John Carter

John Carter

(M) Taylor Kitsch, Mark Strong, Willem Dafoe, Lynn Collins

Academy Award-winning director Andrew Stanton (Finding Nemo WALL-E) moves from celebrated animated films to live action with this pulpy space romp.

After the highly original WALL-E, this is unfortunately a disappointment. Convoluted exposition, clunky, earnest dialogue and material that reminds one of everything from Avatar to Star Wars don’t bode well for Stanton’s crossover into live action.

If you have read the near century-old pulp sci-fi novel A Princess of Mars by Edgar Rice Burroughs on which this convoluted and earnest film is based, you may find it your cup of tea but if Disney wants to convert this into a lucrative franchise (if internet scuttlebutt is to be believed) it will need to appeal to those who haven’t read the books as well.

The film covers so much ground editorially in an attempt to cram in as much “sweeping action and adventure” that little things like character development have been sadly and critically overlooked.

John Carter (Taylor Kitsch) is the story of a Confederate soldier in 19th century Virginia, transported to Mars (known to its warring locals as Barsoom) after touching a mysterious, glowing amulet.

Once on the red planet he discovers not only that the difference in gravity has increased his strength and agility (meaning he is now potentially a pretty awesome superhero who is literally able to leap amazing distances) but also that he is not alone. In fact Barsoom is populated by several warring tribes and species.

The technologically advanced humanoid Red Men of Zodanga (who live in a moving city that mines the surface of Barsoom) and Helium are embroiled in a cataclysmic conflict which threatens to destroy all life on the planet. Neither group gets on at all well with the Tharks — one of many primitive tribes of tall, four-limbed Green Martians.

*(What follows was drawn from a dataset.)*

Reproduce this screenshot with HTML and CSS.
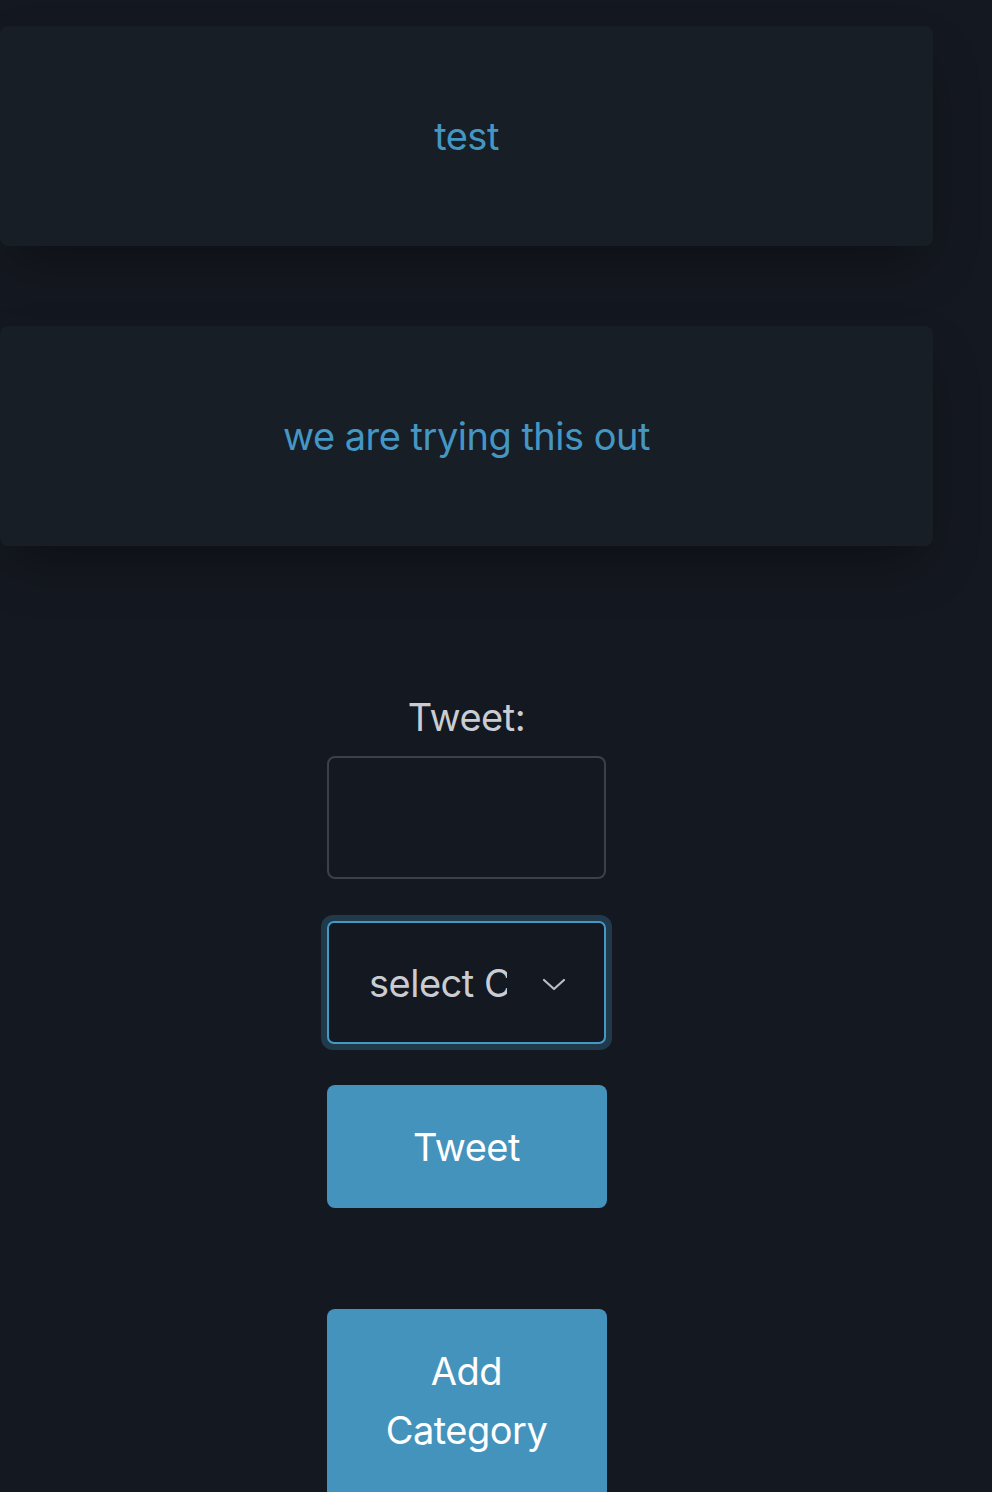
FILE: index.html
```html
<!DOCTYPE html>
<html lang="en">
<head>
<meta charset="utf-8">
<title>Tweets</title>
<link rel="stylesheet" href="styles.css">
</head>
<body>
<main class="page">
  <section class="feed">
    <article class="card"><p class="card-text">test</p></article>
    <article class="card"><p class="card-text">we are trying this out</p></article>
  </section>
  <form class="composer">
    <label class="label" for="tweet">Tweet:</label>
    <textarea class="textarea" id="tweet"></textarea>
    <div class="select-wrap">
      <div class="select">
        <span class="select-text">select Category</span>
        <svg class="chevron" width="24" height="16" viewBox="0 0 24 16" aria-hidden="true"><path d="M2 3 L12 12 L22 3" fill="none" stroke="#b7bec8" stroke-width="2.2" stroke-linecap="round" stroke-linejoin="round"/></svg>
      </div>
    </div>
    <button type="button" class="btn btn-tweet">Tweet</button>
    <button type="button" class="btn btn-add">Add<br>Category</button>
  </form>
</main>
</body>
</html>
```

FILE: styles.css
```css
* { box-sizing: border-box; }
html, body { margin: 0; padding: 0; }
body {
  background: #141820;
  font-family: Inter, "Noto Sans", sans-serif;
  color: #c9cdd3;
  overflow: hidden;
  height: 1492px;
  letter-spacing: -0.5px;
}
.page {
  width: 933px;
  display: flex;
  flex-direction: column;
  align-items: center;
}
.feed {
  width: 100%;
  padding-top: 26px;
  display: flex;
  flex-direction: column;
  gap: 80px;
}
.card {
  height: 220px;
  background: #171e26;
  border-radius: 8px;
  box-shadow: 0 25px 50px -12px rgba(0,0,0,0.35);
  display: flex;
  align-items: center;
  justify-content: center;
}
.card-text {
  margin: 0;
  color: #4497c4;
  font-size: 38px;
}
.composer {
  margin-top: 148px;
  display: flex;
  flex-direction: column;
  align-items: center;
  width: 280px;
}
.label {
  font-size: 38px;
  color: #c9cdd3;
  line-height: 46px;
  margin-bottom: 16px;
}
.textarea {
  display: block;
  width: 279px;
  height: 123px;
  background: #141820;
  border: 2px solid #39414b;
  border-radius: 8px;
  resize: none;
  margin: 0;
}
.select-wrap {
  margin-top: 36px;
  padding: 6px;
  border-radius: 12px;
  background: #213a4b;
  width: 291px;
}
.select {
  height: 123px;
  border: 2px solid #4597c4;
  border-radius: 7px;
  background: #141820;
  display: flex;
  align-items: center;
  padding-left: 40px;
  padding-right: 38px;
}
.select-text {
  font-size: 38px;
  color: #c9cdd3;
  width: 138px;
  overflow: hidden;
  white-space: nowrap;
  margin-right: auto;
}
.chevron { display: block; margin-top: 4px; flex: none; }
.btn {
  width: 280px;
  border: 0;
  border-radius: 8px;
  background: #4493bd;
  color: #ffffff;
  font-family: Inter, "Noto Sans", sans-serif;
  font-size: 38px;
  letter-spacing: -0.5px;
  padding: 0;
  cursor: pointer;
}
.btn-tweet {
  margin-top: 35px;
  height: 123px;
}
.btn-add {
  margin-top: 101px;
  height: 200px;
  line-height: 59px;
  padding-bottom: 17px;
}
```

Pulling all the strings are a strange group of shape-shifting, teleporting, all-powerful and spiritual beings called the Holy Therns — glowing blue space monks led by bad guy actor for hire Mark Strong.

In a world on the brink of collapse, Carter rediscovers his humanity when he realises that the survival of Barsoom and its people rests in his hands.

If this sounds eerily familiar, it’s because from the debut of the trailer it has felt like a knock-off of James Cameron’s Avatar. Its strikingly similar fish-out-of-water premise — even down to John Carter ending up being a champion for the aliens he initially doesn’t understand — feels too familiar to be original and compelling.

The film is ultimately about a self-interested nihilist who becomes an interplanetary superhero, a theme well-worn by most screenwriters and, although Stanton has an obvious love of the source material, it’s tricky to adapt something that has been ripped off by writers for a century.

Disney’s attempt at Avatar is all well and good, but it will be interesting to see how the Mouse House’s core audience (families) will embrace this film and its third act with some fairly hard core, relentless violence. It is rated M, so already excludes the 12-year old-boys who would be attracted to the superhero oeuvre.

Carter has no problem offing Barsoom’s inhabitants without mercy when crossed (parents beware of a head-lopping and Carter emerging from a creature’s insides once he has killed it).

Carter as a hero is more cut from the Conan the Barbarian mould than Prince Charming.

Pixar films have produced some of the most memorable and beloved characters in the last 20 years. Unfortunately John Carter is not one of these characters.

The use of CGI is stunning and seamless, with elaborate battle scenes and spectacular special effects and characters (most of whom are better written and cooler than the flesh and blood characters). John Carter is nothing if not nice to look at; just don’t expect to feel emotionally invested in what’s going on in front of you.